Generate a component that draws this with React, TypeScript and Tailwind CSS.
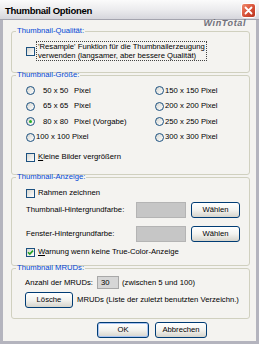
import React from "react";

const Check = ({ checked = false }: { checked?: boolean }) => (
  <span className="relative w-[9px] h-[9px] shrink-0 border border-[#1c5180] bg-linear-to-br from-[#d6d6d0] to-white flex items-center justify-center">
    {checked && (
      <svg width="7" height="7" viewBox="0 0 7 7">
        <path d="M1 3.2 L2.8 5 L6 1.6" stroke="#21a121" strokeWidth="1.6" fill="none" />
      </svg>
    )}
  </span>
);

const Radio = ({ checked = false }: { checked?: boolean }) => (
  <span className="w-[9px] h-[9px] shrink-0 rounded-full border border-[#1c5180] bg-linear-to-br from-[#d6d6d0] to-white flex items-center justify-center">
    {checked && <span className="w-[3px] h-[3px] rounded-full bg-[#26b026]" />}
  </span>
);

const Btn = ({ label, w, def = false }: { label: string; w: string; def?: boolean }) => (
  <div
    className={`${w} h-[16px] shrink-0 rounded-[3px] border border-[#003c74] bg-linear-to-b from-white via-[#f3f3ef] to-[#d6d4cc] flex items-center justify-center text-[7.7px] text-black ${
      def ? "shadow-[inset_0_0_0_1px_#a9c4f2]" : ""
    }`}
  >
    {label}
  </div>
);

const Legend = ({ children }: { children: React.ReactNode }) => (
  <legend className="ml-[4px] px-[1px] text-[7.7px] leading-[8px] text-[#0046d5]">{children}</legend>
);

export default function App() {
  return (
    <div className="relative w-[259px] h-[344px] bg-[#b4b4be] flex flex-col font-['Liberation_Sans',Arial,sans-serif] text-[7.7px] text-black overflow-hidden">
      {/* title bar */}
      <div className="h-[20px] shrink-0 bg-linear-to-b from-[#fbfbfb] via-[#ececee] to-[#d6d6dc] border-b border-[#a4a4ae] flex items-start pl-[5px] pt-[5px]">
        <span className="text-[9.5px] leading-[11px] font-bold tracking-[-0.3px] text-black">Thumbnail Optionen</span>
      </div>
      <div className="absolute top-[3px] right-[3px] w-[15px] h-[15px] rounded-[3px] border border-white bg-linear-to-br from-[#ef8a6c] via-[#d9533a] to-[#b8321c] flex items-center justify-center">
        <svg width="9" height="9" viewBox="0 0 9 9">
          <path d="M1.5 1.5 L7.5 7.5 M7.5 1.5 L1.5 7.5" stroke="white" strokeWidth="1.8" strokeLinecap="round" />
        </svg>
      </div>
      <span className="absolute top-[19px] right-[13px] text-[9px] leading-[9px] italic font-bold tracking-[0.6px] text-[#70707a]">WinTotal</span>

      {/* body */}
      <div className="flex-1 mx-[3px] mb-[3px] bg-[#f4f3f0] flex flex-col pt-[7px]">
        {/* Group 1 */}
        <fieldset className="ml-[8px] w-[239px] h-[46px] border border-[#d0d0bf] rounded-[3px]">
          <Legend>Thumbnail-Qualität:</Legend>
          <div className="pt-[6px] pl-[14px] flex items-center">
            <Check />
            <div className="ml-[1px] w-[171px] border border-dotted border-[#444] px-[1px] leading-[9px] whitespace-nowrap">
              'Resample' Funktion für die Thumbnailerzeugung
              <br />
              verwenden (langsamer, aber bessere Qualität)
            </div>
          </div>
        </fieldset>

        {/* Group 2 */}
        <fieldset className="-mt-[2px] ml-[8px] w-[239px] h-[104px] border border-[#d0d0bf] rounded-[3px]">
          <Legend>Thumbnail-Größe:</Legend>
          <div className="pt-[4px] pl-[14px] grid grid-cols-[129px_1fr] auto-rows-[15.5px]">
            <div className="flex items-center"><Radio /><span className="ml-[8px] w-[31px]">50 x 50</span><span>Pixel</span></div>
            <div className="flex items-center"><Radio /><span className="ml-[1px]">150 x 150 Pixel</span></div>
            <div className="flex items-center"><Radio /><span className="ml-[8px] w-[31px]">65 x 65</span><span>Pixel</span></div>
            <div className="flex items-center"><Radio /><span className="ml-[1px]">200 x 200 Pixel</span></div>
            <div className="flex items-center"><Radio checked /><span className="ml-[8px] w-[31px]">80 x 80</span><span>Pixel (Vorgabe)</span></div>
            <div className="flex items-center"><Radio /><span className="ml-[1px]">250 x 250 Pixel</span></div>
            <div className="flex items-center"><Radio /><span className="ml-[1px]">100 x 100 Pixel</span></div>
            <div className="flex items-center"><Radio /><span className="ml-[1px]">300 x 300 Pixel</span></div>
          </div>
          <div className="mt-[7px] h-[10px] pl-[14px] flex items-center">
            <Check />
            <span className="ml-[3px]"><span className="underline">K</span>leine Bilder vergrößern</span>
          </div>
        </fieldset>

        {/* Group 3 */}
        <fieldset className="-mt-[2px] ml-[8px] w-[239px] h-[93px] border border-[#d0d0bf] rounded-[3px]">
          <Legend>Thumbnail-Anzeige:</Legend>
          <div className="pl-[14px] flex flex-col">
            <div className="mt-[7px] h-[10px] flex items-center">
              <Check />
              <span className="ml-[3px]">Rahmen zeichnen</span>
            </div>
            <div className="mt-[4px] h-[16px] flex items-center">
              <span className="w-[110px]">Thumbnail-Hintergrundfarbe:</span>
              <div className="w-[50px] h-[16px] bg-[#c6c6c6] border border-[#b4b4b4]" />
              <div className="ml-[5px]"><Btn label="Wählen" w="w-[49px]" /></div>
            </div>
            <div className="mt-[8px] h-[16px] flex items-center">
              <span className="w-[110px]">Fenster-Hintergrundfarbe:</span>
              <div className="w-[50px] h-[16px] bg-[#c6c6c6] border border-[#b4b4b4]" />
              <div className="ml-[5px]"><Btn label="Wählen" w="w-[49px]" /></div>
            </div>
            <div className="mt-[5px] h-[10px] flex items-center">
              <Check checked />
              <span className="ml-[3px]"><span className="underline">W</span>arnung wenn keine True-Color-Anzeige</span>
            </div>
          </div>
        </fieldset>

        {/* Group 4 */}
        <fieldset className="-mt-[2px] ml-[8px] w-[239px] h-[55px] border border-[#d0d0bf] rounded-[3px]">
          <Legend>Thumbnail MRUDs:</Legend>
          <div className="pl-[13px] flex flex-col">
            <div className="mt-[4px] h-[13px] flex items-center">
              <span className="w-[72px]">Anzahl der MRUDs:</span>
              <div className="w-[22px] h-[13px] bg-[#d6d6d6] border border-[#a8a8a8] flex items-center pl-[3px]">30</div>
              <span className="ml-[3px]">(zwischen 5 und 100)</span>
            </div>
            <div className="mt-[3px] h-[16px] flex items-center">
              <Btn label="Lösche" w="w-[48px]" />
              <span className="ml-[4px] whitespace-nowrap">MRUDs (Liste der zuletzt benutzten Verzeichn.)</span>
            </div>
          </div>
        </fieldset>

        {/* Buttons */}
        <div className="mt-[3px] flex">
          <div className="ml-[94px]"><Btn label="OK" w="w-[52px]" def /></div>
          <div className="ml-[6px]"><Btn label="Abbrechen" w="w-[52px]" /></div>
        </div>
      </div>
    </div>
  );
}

**SET EXERCISE**
Write the lines above out again exactly, without any of their pictures.

**WRITTEN RESPONSE**
Generate a component that draws this with React, TypeScript and Tailwind CSS.
import React from "react";

const Check = ({ checked = false }: { checked?: boolean }) => (
  <span className="relative w-[9px] h-[9px] shrink-0 border border-[#1c5180] bg-linear-to-br from-[#d6d6d0] to-white flex items-center justify-center">
    {checked && (
      <svg width="7" height="7" viewBox="0 0 7 7">
        <path d="M1 3.2 L2.8 5 L6 1.6" stroke="#21a121" strokeWidth="1.6" fill="none" />
      </svg>
    )}
  </span>
);

const Radio = ({ checked = false }: { checked?: boolean }) => (
  <span className="w-[9px] h-[9px] shrink-0 rounded-full border border-[#1c5180] bg-linear-to-br from-[#d6d6d0] to-white flex items-center justify-center">
    {checked && <span className="w-[3px] h-[3px] rounded-full bg-[#26b026]" />}
  </span>
);

const Btn = ({ label, w, def = false }: { label: string; w: string; def?: boolean }) => (
  <div
    className={`${w} h-[16px] shrink-0 rounded-[3px] border border-[#003c74] bg-linear-to-b from-white via-[#f3f3ef] to-[#d6d4cc] flex items-center justify-center text-[7.7px] text-black ${
      def ? "shadow-[inset_0_0_0_1px_#a9c4f2]" : ""
    }`}
  >
    {label}
  </div>
);

const Legend = ({ children }: { children: React.ReactNode }) => (
  <legend className="ml-[4px] px-[1px] text-[7.7px] leading-[8px] text-[#0046d5]">{children}</legend>
);

export default function App() {
  return (
    <div className="relative w-[259px] h-[344px] bg-[#b4b4be] flex flex-col font-['Liberation_Sans',Arial,sans-serif] text-[7.7px] text-black overflow-hidden">
      {/* title bar */}
      <div className="h-[20px] shrink-0 bg-linear-to-b from-[#fbfbfb] via-[#ececee] to-[#d6d6dc] border-b border-[#a4a4ae] flex items-start pl-[5px] pt-[5px]">
        <span className="text-[9.5px] leading-[11px] font-bold tracking-[-0.3px] text-black">Thumbnail Optionen</span>
      </div>
      <div className="absolute top-[3px] right-[3px] w-[15px] h-[15px] rounded-[3px] border border-white bg-linear-to-br from-[#ef8a6c] via-[#d9533a] to-[#b8321c] flex items-center justify-center">
        <svg width="9" height="9" viewBox="0 0 9 9">
          <path d="M1.5 1.5 L7.5 7.5 M7.5 1.5 L1.5 7.5" stroke="white" strokeWidth="1.8" strokeLinecap="round" />
        </svg>
      </div>
      <span className="absolute top-[19px] right-[13px] text-[9px] leading-[9px] italic font-bold tracking-[0.6px] text-[#70707a]">WinTotal</span>

      {/* body */}
      <div className="flex-1 mx-[3px] mb-[3px] bg-[#f4f3f0] flex flex-col pt-[7px]">
        {/* Group 1 */}
        <fieldset className="ml-[8px] w-[239px] h-[46px] border border-[#d0d0bf] rounded-[3px]">
          <Legend>Thumbnail-Qualität:</Legend>
          <div className="pt-[6px] pl-[14px] flex items-center">
            <Check />
            <div className="ml-[1px] w-[171px] border border-dotted border-[#444] px-[1px] leading-[9px] whitespace-nowrap">
              'Resample' Funktion für die Thumbnailerzeugung
              <br />
              verwenden (langsamer, aber bessere Qualität)
            </div>
          </div>
        </fieldset>

        {/* Group 2 */}
        <fieldset className="-mt-[2px] ml-[8px] w-[239px] h-[104px] border border-[#d0d0bf] rounded-[3px]">
          <Legend>Thumbnail-Größe:</Legend>
          <div className="pt-[4px] pl-[14px] grid grid-cols-[129px_1fr] auto-rows-[15.5px]">
            <div className="flex items-center"><Radio /><span className="ml-[8px] w-[31px]">50 x 50</span><span>Pixel</span></div>
            <div className="flex items-center"><Radio /><span className="ml-[1px]">150 x 150 Pixel</span></div>
            <div className="flex items-center"><Radio /><span className="ml-[8px] w-[31px]">65 x 65</span><span>Pixel</span></div>
            <div className="flex items-center"><Radio /><span className="ml-[1px]">200 x 200 Pixel</span></div>
            <div className="flex items-center"><Radio checked /><span className="ml-[8px] w-[31px]">80 x 80</span><span>Pixel (Vorgabe)</span></div>
            <div className="flex items-center"><Radio /><span className="ml-[1px]">250 x 250 Pixel</span></div>
            <div className="flex items-center"><Radio /><span className="ml-[1px]">100 x 100 Pixel</span></div>
            <div className="flex items-center"><Radio /><span className="ml-[1px]">300 x 300 Pixel</span></div>
          </div>
          <div className="mt-[7px] h-[10px] pl-[14px] flex items-center">
            <Check />
            <span className="ml-[3px]"><span className="underline">K</span>leine Bilder vergrößern</span>
          </div>
        </fieldset>

        {/* Group 3 */}
        <fieldset className="-mt-[2px] ml-[8px] w-[239px] h-[93px] border border-[#d0d0bf] rounded-[3px]">
          <Legend>Thumbnail-Anzeige:</Legend>
          <div className="pl-[14px] flex flex-col">
            <div className="mt-[7px] h-[10px] flex items-center">
              <Check />
              <span className="ml-[3px]">Rahmen zeichnen</span>
            </div>
            <div className="mt-[4px] h-[16px] flex items-center">
              <span className="w-[110px]">Thumbnail-Hintergrundfarbe:</span>
              <div className="w-[50px] h-[16px] bg-[#c6c6c6] border border-[#b4b4b4]" />
              <div className="ml-[5px]"><Btn label="Wählen" w="w-[49px]" /></div>
            </div>
            <div className="mt-[8px] h-[16px] flex items-center">
              <span className="w-[110px]">Fenster-Hintergrundfarbe:</span>
              <div className="w-[50px] h-[16px] bg-[#c6c6c6] border border-[#b4b4b4]" />
              <div className="ml-[5px]"><Btn label="Wählen" w="w-[49px]" /></div>
            </div>
            <div className="mt-[5px] h-[10px] flex items-center">
              <Check checked />
              <span className="ml-[3px]"><span className="underline">W</span>arnung wenn keine True-Color-Anzeige</span>
            </div>
          </div>
        </fieldset>

        {/* Group 4 */}
        <fieldset className="-mt-[2px] ml-[8px] w-[239px] h-[55px] border border-[#d0d0bf] rounded-[3px]">
          <Legend>Thumbnail MRUDs:</Legend>
          <div className="pl-[13px] flex flex-col">
            <div className="mt-[4px] h-[13px] flex items-center">
              <span className="w-[72px]">Anzahl der MRUDs:</span>
              <div className="w-[22px] h-[13px] bg-[#d6d6d6] border border-[#a8a8a8] flex items-center pl-[3px]">30</div>
              <span className="ml-[3px]">(zwischen 5 und 100)</span>
            </div>
            <div className="mt-[3px] h-[16px] flex items-center">
              <Btn label="Lösche" w="w-[48px]" />
              <span className="ml-[4px] whitespace-nowrap">MRUDs (Liste der zuletzt benutzten Verzeichn.)</span>
            </div>
          </div>
        </fieldset>

        {/* Buttons */}
        <div className="mt-[3px] flex">
          <div className="ml-[94px]"><Btn label="OK" w="w-[52px]" def /></div>
          <div className="ml-[6px]"><Btn label="Abbrechen" w="w-[52px]" /></div>
        </div>
      </div>
    </div>
  );
}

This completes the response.